I never thought I’d be the mom making eggs every morning for breakfast. Six weeks ago, I’d smear some peanut butter on toast to serve alongside yogurt or pour a big bowl of cheerios with banana. Today, I make eggs and serve with chia coconut milk pudding or fresh fruit or grain-free, dairy-free crepes. Let me be clear: I didn’t want the clean eating life. But the clean eating life came for my family, and we are doing the best we can with it.

clean eating for behavior

How it all started:

Two years ago, my toddler seemed to going through a”hitting” phase. It was developmentally appropriate at the time, so we ordered Hands are Not for Hitting and practiced gentleness and used timeouts as needed. It was a standard right of passage, we thought.
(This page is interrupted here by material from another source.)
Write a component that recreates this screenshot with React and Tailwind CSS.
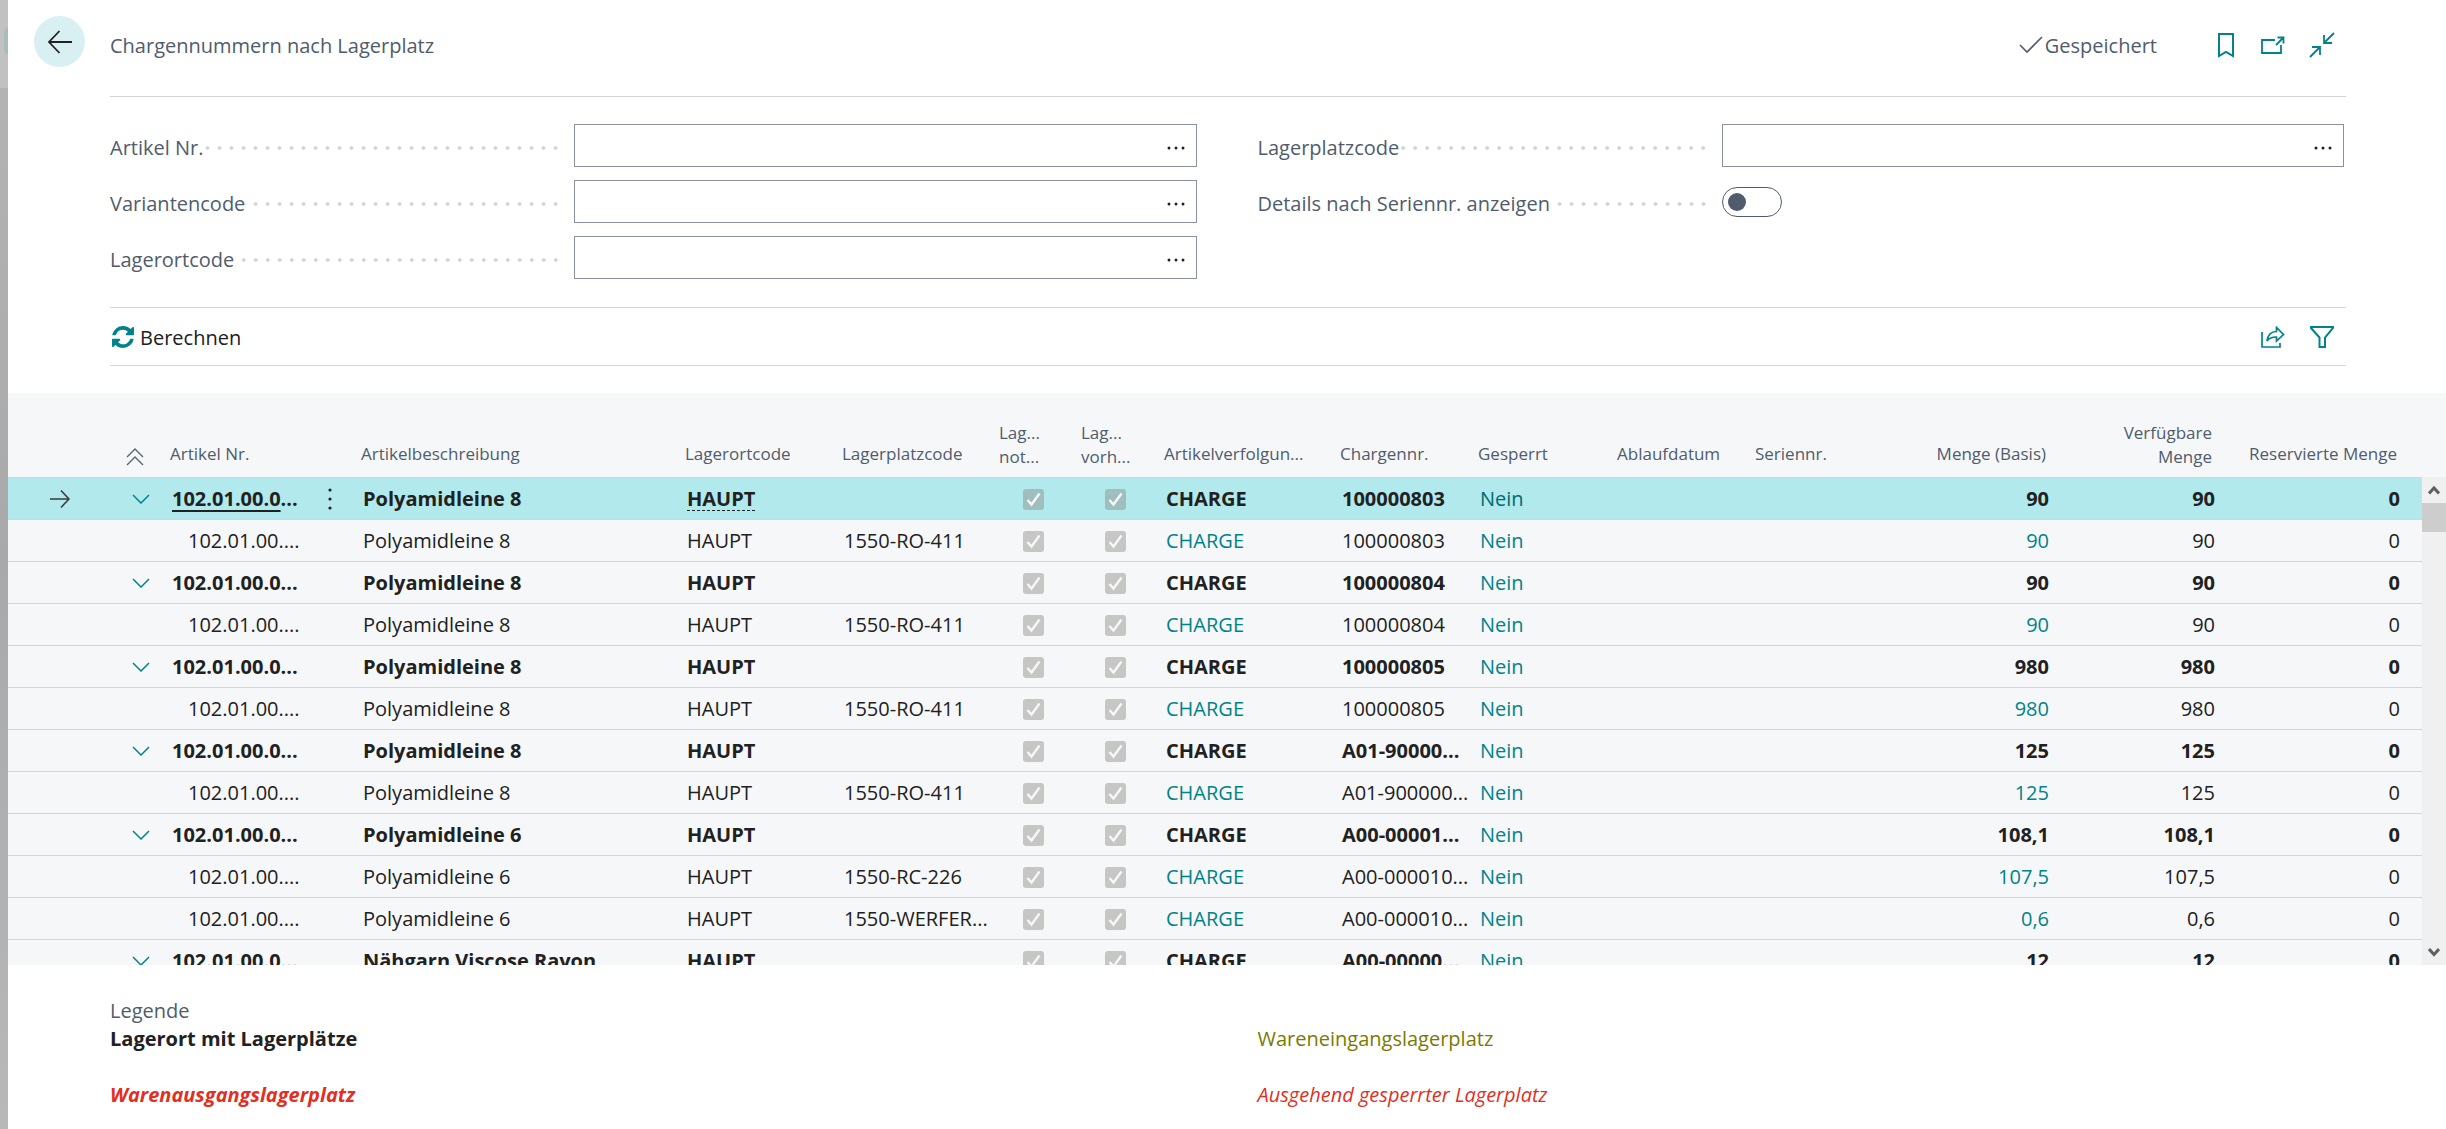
import { useState } from 'react';

const TEAL = '#00838a';

const rows = [
  { group: true, selected: true, nr: '102.01.00.0...', desc: 'Polyamidleine 8', platz: '', charge: '100000803', basis: '90', frei: '90' },
  { nr: '102.01.00....', desc: 'Polyamidleine 8', platz: '1550-RO-411', charge: '100000803', basis: '90', frei: '90' },
  { group: true, nr: '102.01.00.0...', desc: 'Polyamidleine 8', platz: '', charge: '100000804', basis: '90', frei: '90' },
  { nr: '102.01.00....', desc: 'Polyamidleine 8', platz: '1550-RO-411', charge: '100000804', basis: '90', frei: '90' },
  { group: true, nr: '102.01.00.0...', desc: 'Polyamidleine 8', platz: '', charge: '100000805', basis: '980', frei: '980' },
  { nr: '102.01.00....', desc: 'Polyamidleine 8', platz: '1550-RO-411', charge: '100000805', basis: '980', frei: '980' },
  { group: true, nr: '102.01.00.0...', desc: 'Polyamidleine 8', platz: '', charge: 'A01-90000...', basis: '125', frei: '125' },
  { nr: '102.01.00....', desc: 'Polyamidleine 8', platz: '1550-RO-411', charge: 'A01-900000...', basis: '125', frei: '125' },
  { group: true, nr: '102.01.00.0...', desc: 'Polyamidleine 6', platz: '', charge: 'A00-00001...', basis: '108,1', frei: '108,1' },
  { nr: '102.01.00....', desc: 'Polyamidleine 6', platz: '1550-RC-226', charge: 'A00-000010...', basis: '107,5', frei: '107,5' },
  { nr: '102.01.00....', desc: 'Polyamidleine 6', platz: '1550-WERFER...', charge: 'A00-000010...', basis: '0,6', frei: '0,6' },
  { group: true, nr: '102.01.00.0...', desc: 'Nähgarn Viscose Rayon', platz: '', charge: 'A00-00000...', basis: '12', frei: '12' },
];

function Icon({ w, h, children, color = TEAL, stroke = 2 }) {
  return (
    <svg width={w} height={h} viewBox={`0 0 ${w} ${h}`} fill="none" stroke={color} strokeWidth={stroke} aria-hidden="true" className="shrink-0">
      {children}
    </svg>
  );
}

function Label({ htmlFor, children }) {
  return (
    <div className="flex w-[464px] shrink-0 items-center pr-3">
      <label htmlFor={htmlFor} className="whitespace-nowrap pt-1">{children}</label>
      <span className="mt-1 h-3 flex-1 bg-[radial-gradient(circle,#d0d3d7_1.5px,transparent_2px)] bg-[length:12px_12px] bg-right" />
    </div>
  );
}

function LookupField({ id, label }) {
  return (
    <div className="flex h-[43px]">
      <Label htmlFor={id}>{label}</Label>
      <div className="flex flex-1 border border-[#8a909e]">
        <input id={id} type="text" className="min-w-0 flex-1 px-3 outline-none" />
        <button type="button" aria-label={`${label} auswählen`} className="flex w-10 items-center justify-center pt-1 pl-1">
          <svg width="18" height="4" viewBox="0 0 18 4" fill="#212121" className="mr-1">
            <circle cx="2" cy="2" r="1.5" />
            <circle cx="9" cy="2" r="1.5" />
            <circle cx="16" cy="2" r="1.5" />
          </svg>
        </button>
      </div>
    </div>
  );
}

function Check({ label }) {
  return (
    <span className="relative block size-[21px]">
      <input type="checkbox" aria-label={label} checked disabled readOnly className="block size-[21px] appearance-none rounded-[3px] bg-[#8b8984]/45" />
      <svg viewBox="0 0 21 21" className="absolute inset-0" fill="none" stroke="#f6f7f9" strokeWidth="2.4" aria-hidden="true">
        <path d="M4.5 11 L8.5 15.5 L16.5 4.5" />
      </svg>
    </span>
  );
}

function Row({ row }) {
  const link = row.selected ? 'text-[#006b70]' : 'text-[#00838a]';
  return (
    <tr
      className={`h-[42px] border-t border-[#d2d5da] [&>td]:pt-[2px] [&>td]:pl-2 [&>td]:whitespace-nowrap ${row.selected ? 'bg-[#b1e9ec]' : ''} ${row.group ? 'font-bold' : ''}`}
    >
      <td>
        {row.selected && (
          <span className="flex pl-[34px]">
            <Icon w={20} h={20} color="#3a3a3a">
              <path d="M0 10 H19 M11 1.5 L19 10 L11 18.5" strokeWidth="1.6" />
            </Icon>
          </span>
        )}
      </td>
      <td>
        {row.group && (
          <button type="button" aria-label="Zuklappen" className="flex pl-[14px]">
            <Icon w={18} h={10} stroke={1.5}>
              <path d="M1 1 L9 9 L17 1" />
            </Icon>
          </button>
        )}
      </td>
      <td>
        {row.selected ? (
          <a href="#artikel">
            <span className="underline decoration-2 underline-offset-4">102.01.00.0</span>...
          </a>
        ) : (
          <span className={row.group ? '' : 'pl-4'}>{row.nr}</span>
        )}
      </td>
      <td>
        {row.selected && (
          <button type="button" aria-label="Weitere Optionen" className="flex pl-3">
            <svg width="4" height="22" viewBox="0 0 4 22" fill="#212121">
              <circle cx="2" cy="2" r="1.6" />
              <circle cx="2" cy="11" r="1.6" />
              <circle cx="2" cy="20" r="1.6" />
            </svg>
          </button>
        )}
      </td>
      <td>{row.desc}</td>
      <td>
        <span className={row.selected ? 'underline decoration-dashed decoration-1 underline-offset-4' : ''}>HAUPT</span>
      </td>
      <td>{row.platz}</td>
      <td><div className="pl-[22px]"><Check label="Lagerplatz notwendig" /></div></td>
      <td><div className="pl-[22px]"><Check label="Lagerplatz vorhanden" /></div></td>
      <td>{row.group ? 'CHARGE' : <a href="#charge" className={link}>CHARGE</a>}</td>
      <td>{row.charge}</td>
      <td><a href="#gesperrt" className={`font-normal ${link}`}>Nein</a></td>
      <td />
      <td />
      <td className="pr-[5px] text-right">{row.group ? row.basis : <a href="#menge" className={link}>{row.basis}</a>}</td>
      <td className="pr-[5px] text-right">{row.frei}</td>
      <td className="pr-[22px] text-right">0</td>
    </tr>
  );
}

export default function App() {
  const [details, setDetails] = useState(false);

  return (
    <div className="flex h-screen overflow-hidden bg-white font-['Open_Sans','Noto_Sans',sans-serif] text-[20px] leading-7 text-[#212121]">
      {/* dimmed page behind the dialog */}
      <div className="w-2 shrink-0 overflow-hidden bg-linear-to-b from-[#b5b5b5] via-[#a9a9a9] to-[#b8b8b8]">
        <div className="h-[88px] bg-[#c1c1c1] pt-[27px] pl-1">
          <div className="h-7 w-3 rounded-full bg-[#a8bcbd]" />
        </div>
      </div>

      <main className="flex min-w-0 flex-1 flex-col">
        <header className="flex h-24 pr-[100px] pl-[26px] text-[#505c6d]">
          <button type="button" aria-label="Zurück" className="mt-4 flex size-[51px] shrink-0 items-center justify-center rounded-full bg-[#d9f0f2]">
            <Icon w={26} h={26} color="#212121">
              <path d="M25 13 H2 M12.5 2 L2 13 L12.5 24" strokeWidth="1.8" />
            </Icon>
          </button>
          <h1 className="mt-8 ml-[25px] flex-1">Chargennummern nach Lagerplatz</h1>
          <div className="flex h-[90px] items-center pr-[11px]">
            <Icon w={24} h={18} color="#505c6d" stroke={1.6}>
              <path d="M1 9 L8 16 L23 1" />
            </Icon>
            <span className="ml-[2px] pt-[2px]">Gespeichert</span>
            <button type="button" aria-label="Lesezeichen" className="ml-[60px]">
              <Icon w={18} h={26}>
                <path d="M2 2 H16 V24 L9 20 L2 24 Z" />
              </Icon>
            </button>
            <button type="button" aria-label="In neuem Fenster öffnen" className="ml-[26px]">
              <Icon w={24} h={18}>
                <path d="M14 4 H1 V17 H20 V9 M15 9 L23 1 M16.5 1.5 H22.5 V7.5" strokeWidth="1.8" />
              </Icon>
            </button>
            <button type="button" aria-label="Verkleinern" className="ml-6">
              <Icon w={26} h={26}>
                <path d="M25 1 L15 11 M15 3 V11 H23 M1 25 L11 15 M3 15 H11 V23" strokeWidth="1.8" />
              </Icon>
            </button>
          </div>
        </header>

        <div className="mr-[100px] ml-[102px]">
          <form className="grid h-[212px] grid-cols-2 items-start gap-x-[61px] border-y border-[#d2d5da] pt-[27px] pr-[2px] text-[#505c6d]">
            <div className="flex flex-col gap-[13px]">
              <LookupField id="artikel" label="Artikel Nr." />
              <LookupField id="variante" label="Variantencode" />
              <LookupField id="lagerort" label="Lagerortcode" />
            </div>
            <div className="flex flex-col gap-[13px]">
              <LookupField id="lagerplatz" label="Lagerplatzcode" />
              <div className="flex h-[43px] items-center">
                <Label htmlFor="details">Details nach Seriennr. anzeigen</Label>
                <span className="relative block h-[30px] w-[60px]">
                  <input
                    id="details"
                    type="checkbox"
                    role="switch"
                    checked={details}
                    onChange={() => setDetails(!details)}
                    className="peer block h-[30px] w-[60px] appearance-none rounded-full border border-[#505c6d]"
                  />
                  <span className="pointer-events-none absolute top-[6px] left-[6px] size-[18px] rounded-full bg-[#505c6d] peer-checked:left-9" />
                </span>
              </div>
            </div>
          </form>

          <div className="flex h-[58px] items-center border-b border-[#d2d5da] pr-[11px]">
            <button type="button" className="flex flex-1 items-center gap-[6px] pl-[2px]">
              <svg width="22" height="22" viewBox="0 0 1536 1536" fill={TEAL} aria-hidden="true">
                <path d="M1511 928q0 5-1 7-64 268-268 434.500T764 1536q-146 0-282.500-55T238 1324l-129 129q-19 19-45 19t-45-19-19-45V960q0-26 19-45t45-19h448q26 0 45 19t19 45-19 45l-137 137q71 66 161 102t187 36q134 0 250-65t186-179q11-17 53-117 8-23 30-23h192q13 0 22.500 9.500t9.500 22.500zm25-800v448q0 26-19 45t-45 19h-448q-26 0-45-19t-19-45 19-45l138-138Q969 256 768 256q-134 0-250 65T332 500q-11 17-53 117-8 23-30 23H50q-13 0-22.500-9.500T18 608v-7q65-268 270-434.500T768 0q146 0 284 55.500T1297 212l130-129q19-19 45-19t45 19 19 45z" />
              </svg>
              <span className="pt-[2px]">Berechnen</span>
            </button>
            <button type="button" aria-label="Teilen">
              <Icon w={24} h={22}>
                <path d="M1 6 V21 H19 V17 M6 15 C7 8 10 5.500 15.500 5.500 V1.500 L22.500 8.500 L15.500 15 V11 C11 11 8 12 6 15 Z" strokeWidth="1.7" />
              </Icon>
            </button>
            <button type="button" aria-label="Filtern" className="ml-6">
              <Icon w={26} h={24}>
                <path d="M2 2 H24 V3 L16 12.500 V22 H10.500 V12.500 L2 3 Z" />
              </Icon>
            </button>
          </div>
        </div>

        <section className="mt-[27px] flex min-h-0 flex-1 overflow-hidden bg-[#f6f7f9]">
          <div className="min-w-0 flex-1 overflow-hidden">
            <table className="w-full table-fixed border-collapse text-left">
              <colgroup>
                <col className="w-[102px]" />
                <col className="w-[54px]" />
                <col className="w-[144px]" />
                <col className="w-[47px]" />
                <col />
                <col className="w-[157px]" />
                <col className="w-[157px]" />
                <col className="w-[82px]" />
                <col className="w-[83px]" />
                <col className="w-[176px]" />
                <col className="w-[138px]" />
                <col className="w-[139px]" />
                <col className="w-[138px]" />
                <col className="w-[139px]" />
                <col className="w-[166px]" />
                <col className="w-[166px]" />
                <col className="w-[202px]" />
              </colgroup>
              <thead className="text-[17px] leading-6 text-[#505c6d]">
                <tr className="h-[84px] [&>th]:pl-[6px] [&>th]:align-bottom [&>th]:font-normal [&>th]:whitespace-nowrap">
                  <th className="pb-[11px]" />
                  <th className="pb-[11px]">
                    <button type="button" aria-label="Alle zuklappen" className="flex pl-[10px]">
                      <Icon w={18} h={18} color="#5c6470" stroke={1.4}>
                        <path d="M1 9 L9 1 L17 9 M1 17 L9 9 L17 17" />
                      </Icon>
                    </button>
                  </th>
                  <th className="pb-[11px]">Artikel Nr.</th>
                  <th className="pb-[11px]" />
                  <th className="pb-[11px]">Artikelbeschreibung</th>
                  <th className="pb-[11px]">Lagerortcode</th>
                  <th className="pb-[11px]">Lagerplatzcode</th>
                  <th className="pb-2">Lag...<br />not...</th>
                  <th className="pb-2">Lag...<br />vorh...</th>
                  <th className="pb-[11px]">Artikelverfolgun...</th>
                  <th className="pb-[11px]">Chargennr.</th>
                  <th className="pb-[11px]">Gesperrt</th>
                  <th className="pb-[11px]">Ablaufdatum</th>
                  <th className="pb-[11px]">Seriennr.</th>
                  <th className="pr-2 pb-[11px] text-right">Menge (Basis)</th>
                  <th className="pr-2 pb-2 text-right">Verfügbare<br />Menge</th>
                  <th className="pr-[25px] pb-[11px] text-right">Reservierte Menge</th>
                </tr>
              </thead>
              <tbody>
                {rows.map((row, i) => <Row key={i} row={row} />)}
              </tbody>
            </table>
          </div>
          <div className="mt-[84px] flex w-6 shrink-0 flex-col bg-[#f0f0f0]">
            <button type="button" aria-label="Nach oben" className="flex h-[26px] items-center justify-center">
              <Icon w={12} h={12} color="#606060" stroke={3}>
                <path d="M1 9.500 L6 4 L11 9.500" />
              </Icon>
            </button>
            <div className="h-[29px] bg-[#cdcdcd]" />
            <button type="button" aria-label="Nach unten" className="mt-auto flex h-[26px] items-center justify-center">
              <Icon w={12} h={12} color="#606060" stroke={3}>
                <path d="M1 3 L6 8.500 L11 3" />
              </Icon>
            </button>
          </div>
        </section>

        <footer className="mr-[100px] ml-[102px] h-[164px] pt-8 pr-[2px]">
          <h2 className="text-[#505c6d]">Legende</h2>
          <div className="grid grid-cols-2 gap-x-[61px] gap-y-7">
            <p className="font-bold">Lagerort mit Lagerplätze</p>
            <p className="text-[#7b7a00]">Wareneingangslagerplatz</p>
            <p className="font-bold text-[#e32f22] italic">Warenausgangslagerplatz</p>
            <p className="text-[#e32f22] italic">Ausgehend gesperrter Lagerplatz</p>
          </div>
        </footer>
      </main>
    </div>
  );
}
And it did get better—for a while. Then, after my youngest was born, the hitting returned. And a year and a half later, it was still going strong and joined by other aggressive behaviors—like throwing toys at others or spitting. We taught and disciplined and read and prayed and felt completely overwhelmed that our 4-year-old was somehow getting even more aggressive and defiant.

I felt like a failure. Another child told me one day at the gym childcare dropoff, “Oh, I’m glad I’m not in class with HIM today. He’s trouble.” I felt judged by others, big and small, but more importantly? I felt scared that I was failing my child.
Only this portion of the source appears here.